Buddhism. That doesn't bother me, because they don't bother me.

And now, I will go see what tasty treats are in the kitchen, because it's time for a little positivity, and eating yummy stuff makes me feel very positive. Especially when I am not smoking.

Sunday, January 9

Internet Selling

It's really funny how when you try to sell something on the internet, all these foreign retards* try to pull scams on you. For example, with my guitar, I have had 4 people reply offering to buy the guitar. Here's the catch. They will send me a "Cashier's Check" for like 4-5 times the amount I want for the guitar, then I should immediately wire the difference to their "shipping broker".

How fucking all encompassingly stupid does a person have to be to fall for this? Seriously, if you get taken this way, you more than deserve it.

I've had a lot of fun composing replies to these assholes though. And I'm keeping the guitar after all.

*Not to imply that all foreigners are retards. It just happens that these retards were clearly foreign. Or clearly retarded. I maintain they are both. Most likely from Nigeria or Indonesia. We're talking an email of "every second word spelled wrong" typos. Non-existent grammatical structure. I'm shocked people fall for this. It tells me that many people who speak english as a first language have as little clue about their own language as those that don't. As a result, as mentioned above you again deserve to get taken. I hate stupidity that has no excuse other than laziness.

Friday, January 7

How To Get Good Service

The next time you are shopping and the clerk is on the phone ignoring you, pull out your cellphone and call them (this of course assumes the store has more than one line. Lots do). They'll serve you pretty damn fast then, and you'll get to see the embarrassed/bewildered look on their face.

I don't have a cellphone, so somebody do this and let me know how it goes.

Wednesday, January 5

Selling My Guitar

I've decided to sell my guitar. I could use the money and the thing has been sitting untouched for over a year. It's a shame really.

$425 Cdn. I'm a lefty though, so it's a lefty guitar. Seagull S6+Folk. I really loved how it looked and wanted to play it so bad, but my ambition outweighed the actuality of practice, I guess.

Any takers? This is it right here.

Tuesday, January 4

I Write Here To Distract Myself From The Real World

Yeah, I think I really do. I'm a worrier, and my response to all that worry (which at least 60% of the time is based on nothing, I know this) is to distract myself from it.

I'm trying to find a couple of part-time jobs because I really don't want to pursue a "career" anymore. I've done the office thing for ages and I hate it. I wonder why people always equate successful living with having the "right" sort of job. I don't want to have to think too hard for anyone else but myself.

I'm feeling bored, but I can't put my finger on it.
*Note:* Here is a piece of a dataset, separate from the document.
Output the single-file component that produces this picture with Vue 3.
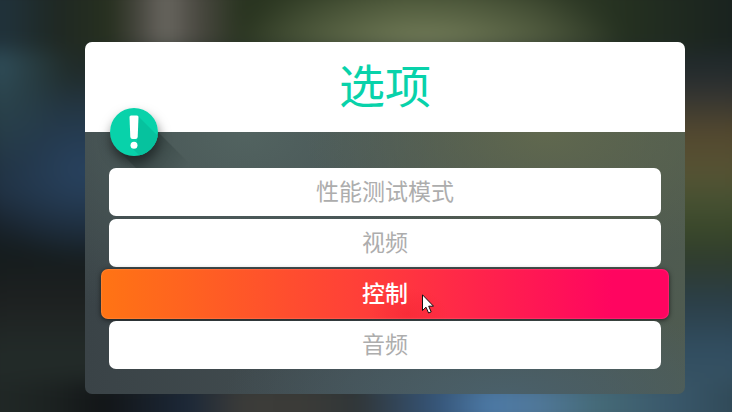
<script setup>
import { ref } from 'vue'

const options = ['性能测试模式', '视频', '控制', '音频']
const active = ref(2)
</script>

<template>
  <main class="screen">
    <div class="backdrop" aria-hidden="true">
      <div class="band top"></div>
      <div class="band left"></div>
      <div class="band right"></div>
      <div class="band bottom"></div>
    </div>
    <section class="panel" aria-labelledby="title">
      <header class="head">
        <h1 id="title">选项</h1>
        <svg class="badge" viewBox="0 0 48 48" aria-hidden="true">
          <defs>
            <clipPath id="disc"><circle cx="24" cy="24" r="24" /></clipPath>
            <linearGradient id="cast" gradientUnits="userSpaceOnUse" x1="34" y1="34" x2="68" y2="68">
              <stop offset="0" stop-color="#1c2a28" stop-opacity="0.4" />
              <stop offset="1" stop-color="#1c2a28" stop-opacity="0" />
            </linearGradient>
          </defs>
          <path d="M48 24 L84 60 H26 L10 44 Z" fill="url(#cast)" />
          <circle cx="24" cy="24" r="24" fill="#08d2aa" />
          <path d="M28 8 L52 32 V52 H34 L21 39 L27 34 Z" fill="#06c29e" clip-path="url(#disc)" />
          <path d="M19.500 9 Q19.500 7.500 21 7.500 H27 Q28.500 7.500 28.500 9 L27.700 29 Q27.500 31 25.500 31 H22.500 Q20.500 31 20.300 29 Z" fill="#fff" />
          <circle cx="24" cy="37.300" r="3.500" fill="#fff" />
        </svg>
      </header>
      <nav class="list">
        <button
          v-for="(option, i) in options"
          :key="option"
          type="button"
          class="item"
          :class="{ active: i === active }"
          @mouseenter="active = i"
        >
          {{ option }}
        </button>
      </nav>
    </section>
    <svg class="pointer" viewBox="0 0 12 20" aria-hidden="true">
      <path d="M0.500 0.800 V16.500 L4 13.200 L6.600 19 L9.200 17.900 L6.700 12.200 H11.500 Z" fill="#fff" stroke="#111" stroke-width="1" />
    </svg>
  </main>
</template>

<style>
body {
  background: #1d2624;
}
</style>

<style scoped>
.screen {
  position: relative;
  box-sizing: border-box;
  min-height: 100vh;
  padding: 42px 47px 18px 85px;
  overflow: hidden;
  font-family: "Noto Sans CJK SC", "Noto Sans", sans-serif;
}

.backdrop {
  position: absolute;
  inset: -20px;
  display: grid;
  grid-template-columns: 1fr 1fr;
  grid-template-rows: 70px 1fr 50px;
  filter: blur(10px);
}

.top {
  grid-column: 1 / 3;
  background:
    radial-gradient(ellipse 200px 80px at 58% 105%, #7c8560 0%, #7c856000 100%),
    linear-gradient(90deg, #20323b 3%, #1f2823 10%, #27301f 17%, #4b4a43 21%, #6b6962 24%, #4b4942 28%, #28331f 34%, #303c25 42%, #39452a 55%, #333e28 72%, #243020 84%, #1a231f 97%);
}

.left {
  background:
    radial-gradient(ellipse 75px 110px at 15px 10px, #304f5c 0%, #304f5c00 100%),
    radial-gradient(ellipse 110px 95px at 105px 120px, #28425f 0%, #28425f00 100%),
    linear-gradient(180deg, #202a25 0%, #213138 22%, #1f2f3f 42%, #18222b 53%, #151c1d 62%, #1d2020 75%, #222a28 90%);
}

.right {
  background: linear-gradient(180deg, #20292b 4%, #303231 12%, #53482f 25%, #565233 36%, #475132 45%, #38462a 55%, #2f3c2f 64%, #2b3e46 75%, #314d60 90%, #365263 100%);
}

.bottom {
  grid-column: 1 / 3;
  background: linear-gradient(90deg, #222a28 0%, #1c2221 9%, #121517 16%, #1c2838 27%, #3c3c39 34%, #3b3b38 42%, #303638 49%, #355477 59%, #4c79a5 66%, #50789a 72%, #456a77 80%, #39576a 90%, #2e4653 100%);
}

.panel {
  position: relative;
  border-radius: 7px;
  background:
    radial-gradient(ellipse 240px 140px at 460px 90px, #60684e 0%, #60684e00 100%),
    radial-gradient(ellipse 280px 90px at 420px 352px, #4a606a 0%, #4a606a00 100%),
    radial-gradient(ellipse 300px 200px at 160px 90px, #526360 0%, #52636000 100%),
    linear-gradient(90deg, #3a4347 0%, #444f52 50%, #4f5b50 100%);
}

.head {
  position: relative;
  display: flex;
  align-items: flex-start;
  justify-content: center;
  height: 90px;
  border-radius: 7px 7px 0 0;
  background: #fff;
}

h1 {
  margin: 0;
  color: #08d2aa;
  font-size: 46px;
  font-weight: 400;
  line-height: 82px;
}

.badge {
  position: absolute;
  left: 25px;
  bottom: -24px;
  width: 48px;
  height: 48px;
  overflow: visible;
  border-radius: 50%;
  box-shadow: 1px 7px 12px #0008;
}

.list {
  position: relative;
  display: flex;
  flex-direction: column;
  gap: 3px;
  padding: 36px 24px 25px;
}

.item {
  height: 48px;
  padding: 0 0 4px;
  border: 0;
  border-radius: 7px;
  background: #fff;
  color: #adadad;
  font-family: inherit;
  font-size: 23px;
  font-weight: 400;
  line-height: 44px;
  cursor: pointer;
}

.item.active {
  height: 50px;
  margin: -1px -8px;
  background:
    radial-gradient(ellipse 40px 26px at 54% 90%, #f0202e66 0%, #f0202e00 100%),
    linear-gradient(90deg, #ff7414 0%, #ff3a3c 50%, #ff0560 90%, #ff0560 100%);
  box-shadow: 0 1px 5px #0009, inset 0 0 1px 1px #ffffff1a;
  color: #fff;
  font-weight: 500;
}

.pointer {
  position: absolute;
  left: 422px;
  top: 294px;
  width: 12px;
  height: 20px;
  pointer-events: none;
}
</style>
I know, being bored usually means you are boring and blah blah blah, and I remember the Pet Shop Boys saying that they were never being boring, but apparently as I recall, that was because of the weird party orgies they were having in the video and something about it seemed kind of sad and desperate, not that the Pet Shop Boys are any kind of gauge on how life should be and really, they are pretty irrelevent, although maybe they were on to something and I missed something really important in their message that would help me now.

I'm quitting smoking. Not as a resolution, but because I'm out of money.

Monday, January 3

Sometimes I Have Trouble Figuring Out

how to spend my time and so I end up doing weird internet searches for things and sometimes searches for not so weird things like lists of celebrity blogs but that was disappointing because you STUPID celebrities don't even write anything, it's your PR crap or something, or you haven't written anything for months or even YEARS and how do you expect people to care about you if you have nothing to say for god's sake? I know, I know, there's US magazine and such, but maybe I like the immediacy and more importantly the freeness of the internet, and besides, you can tell us the TRUTH of your life online. Now Jeff Bridges, I guess his is kind of good, it's all scanned handwritten shit and weird drawings and maybe he isn't entirely sane. Come to think of it though, I can't even picture what he looks like or anything he has done. So then I get bored and stop looking at them. Then I realize that I don't even care about this celebrity stuff and I REALLY must be bored and stupid, I really only like the scandalous stuff because it's exciting or maybe titillating is the word I want, and there's none of that here. I realize that if I stop typing, then I have nothing to do, but if I keep typing, I will reveal myself to be even more of an idiot than I already have. Decisions.

Every year that passes, I seem to forget how to spell more words, and I used to be a BIGSHIT, CLASS SPELLING BEE CHAMP of a speller.

Revolting Resolutions

I hate the idea of New Year's Resolutions. It annoys me that people feel they need to come up with a list of "self-improvements" every time January 1st rolls around. It's always "lose weight" or "stop smoking" or "be more organized". It's never "get drunk more often" or "try every drug once" or "stop bathing for 6 months" which at least would be more interesting. It's absolutely lame.

This is what I envision. The next time someone asks me "What's your New Year's resolution this year?" they're going to get a shot in the nose. "Why'd you do that?" "New Year's resolution. I resolved to pop anyone who asks me stupid questions like that in the nose. Perhaps YOUR resolution should be to stop asking people what their New Year's resolutions are. Oh, and just for your own safety, my second resolution was to follow up the pop in the nose with a boot to the ass. You have 10 seconds."

Yep. I can see my cynicism is intact for 2005. Good.

Saturday, January 1

Happy

overpriced hangover day to one and all.